Anthropologist and College President Jim Young Kim often quips, "My predecessor, John Sloan Dickey used to say that the world's troubles are your troubles ... and there is nothing wrong with the world that better human beings cannot fix.'"
This maxim, though ever so slightly humorous in context, is an integral part of what makes Dartmouth... well, Dartmouth. The College's emphasis on an international education makes our men and women better students of the world, more fully equipped for a Fulbright Scholarship or even a career at the International Monetary Fund. And all this begins with courses like Indigenous Australian Art and the Politics of Curatorship.

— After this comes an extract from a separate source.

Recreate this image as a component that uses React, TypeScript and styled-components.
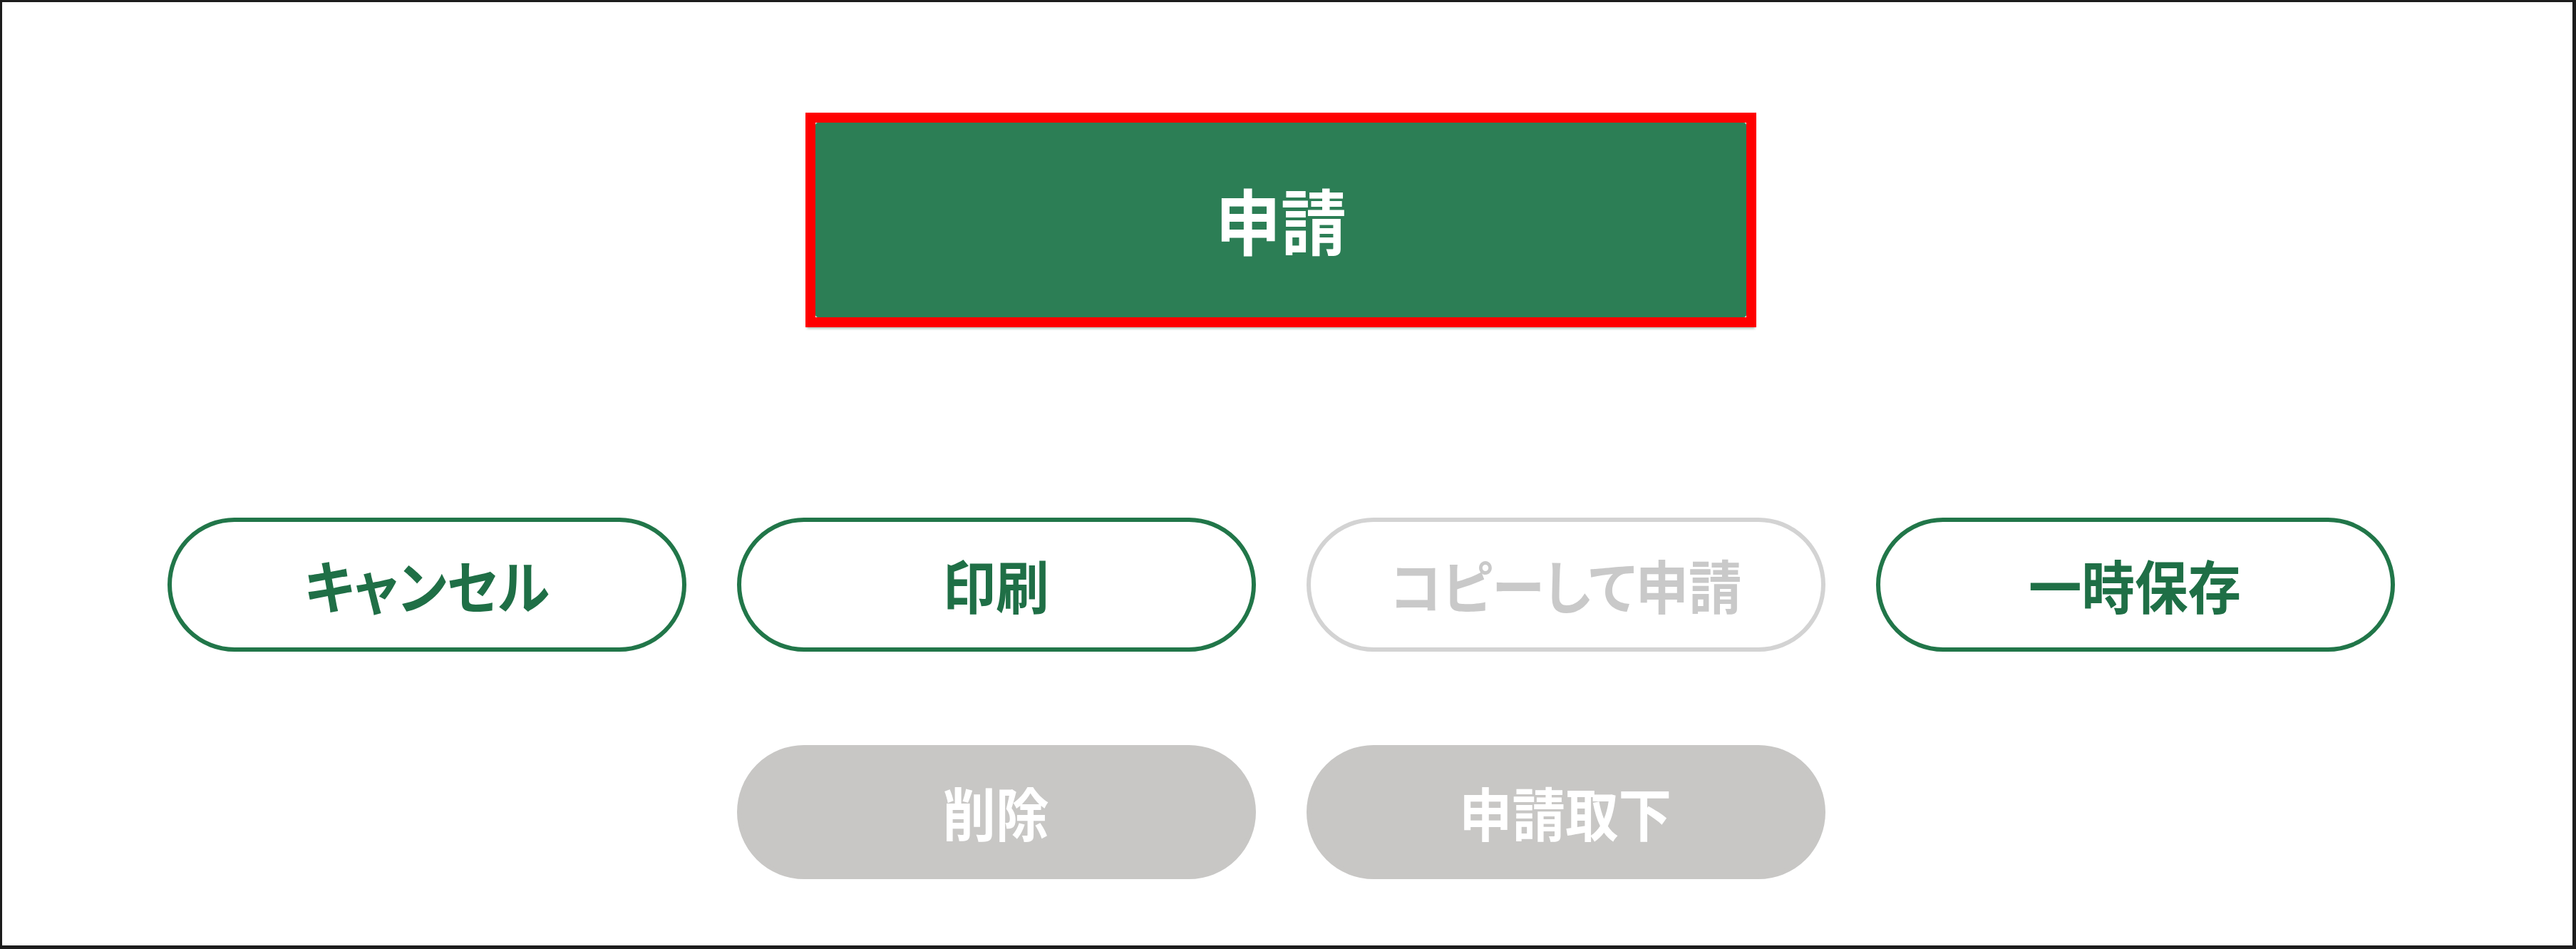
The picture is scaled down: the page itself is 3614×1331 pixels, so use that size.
import styled, { createGlobalStyle } from "styled-components";

const GlobalStyle = createGlobalStyle`
  body {
    margin: 0;
    background: #ffffff;
    font-family: "Noto Sans CJK JP", "Noto Sans", sans-serif;
  }
`;

const Screen = styled.div`
  box-sizing: border-box;
  height: 1331px;
  border-style: solid;
  border-color: #1c1c1c;
  border-width: 3px 5px 5px 3px;
  padding: 155px 18px 0 0;
  display: flex;
  flex-direction: column;
  align-items: center;
`;

// red annotation frame drawn round the main button
const Highlight = styled.div`
  border: 14px solid #ff0000;
  box-shadow: 0 4px 3px -2px rgba(30, 90, 60, 0.35);
`;

// the source UI font is a narrow one, so squeeze the glyphs a little
const Label = styled.span`
  display: inline-block;
  transform: scaleX(0.92);
  white-space: nowrap;
`;

const SubmitButton = styled.button`
  display: flex;
  align-items: center;
  justify-content: center;
  width: 1306px;
  height: 273px;
  border: none;
  border-radius: 4px;
  background: #2c7e55;
  color: #ffffff;
  font-family: inherit;
  font-size: 100px;
  font-weight: 700;
  line-height: 1;
  padding: 0 0 4px;
`;

const ActionGrid = styled.div`
  display: grid;
  grid-template-columns: repeat(4, 728px);
  column-gap: 71px;
  row-gap: 131px;
  margin-top: 267px;
`;

type Variant = "outline" | "disabled" | "muted";

interface IPill {
  $variant: Variant;
  $col?: number;
}

const PillButton = styled.button<IPill>`
  grid-column: ${(p) => (p.$col ? p.$col : "auto")};
  display: flex;
  align-items: center;
  justify-content: center;
  height: 188px;
  border-radius: 94px;
  box-sizing: border-box;
  border: 6px solid
    ${(p) =>
      p.$variant === "outline"
        ? "#217649"
        : p.$variant === "disabled"
        ? "#d3d3d3"
        : "#c8c7c5"};
  background: ${(p) => (p.$variant === "muted" ? "#c8c7c5" : "#ffffff")};
  color: ${(p) =>
    p.$variant === "outline"
      ? "#1f6f46"
      : p.$variant === "disabled"
      ? "#c9c9c9"
      : "#ffffff"};
  font-family: inherit;
  font-size: 81px;
  font-weight: 700;
  font-feature-settings: "palt";
  line-height: 1;
  padding: 0 0 4px;
`;

const actions: { label: string; variant: Variant; col?: number }[] = [
  { label: "キャンセル", variant: "outline" },
  { label: "印刷", variant: "outline" },
  { label: "コピーして申請", variant: "disabled" },
  { label: "一時保存", variant: "outline" },
  { label: "削除", variant: "muted", col: 2 },
  { label: "申請取下", variant: "muted", col: 3 },
];

function App() {
  return (
    <>
      <GlobalStyle />
      <Screen>
        <Highlight>
          <SubmitButton>
            <Label>申請</Label>
          </SubmitButton>
        </Highlight>
        <ActionGrid>
          {actions.map((a) => (
            <PillButton key={a.label} $variant={a.variant} $col={a.col}>
              <Label>{a.label}</Label>
            </PillButton>
          ))}
        </ActionGrid>
      </Screen>
    </>
  );
}

export default App;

Entering his classroom, Stephen Gilchrist, a guest curator at the Hood Museum, engages his students with his quiet yet captivating voice, analyzing a colorful and seemingly arbitrary collection of dots entitled "Possum Dreaming." In his course, he noted that western art criticism fails in capturing the essence of Aboriginal art. Apparently, the cleverly concealed bush turkey in the artwork was not actually pointillist, and referring to it that way is a cultural expropriation, he said.
The contentious concept of cultural expropriation is a topic discussed by Uzbekistani music professor Theodore Levin. Many know that Billy Joel had a 1987 concert in Central Asia, but few know that Levin, a resident ethnomusicologist, organized it. On the first day of class, Levin handed out a chart citing the four domains of world music: the natural sciences, social sciences, humanities and cultural advocacy.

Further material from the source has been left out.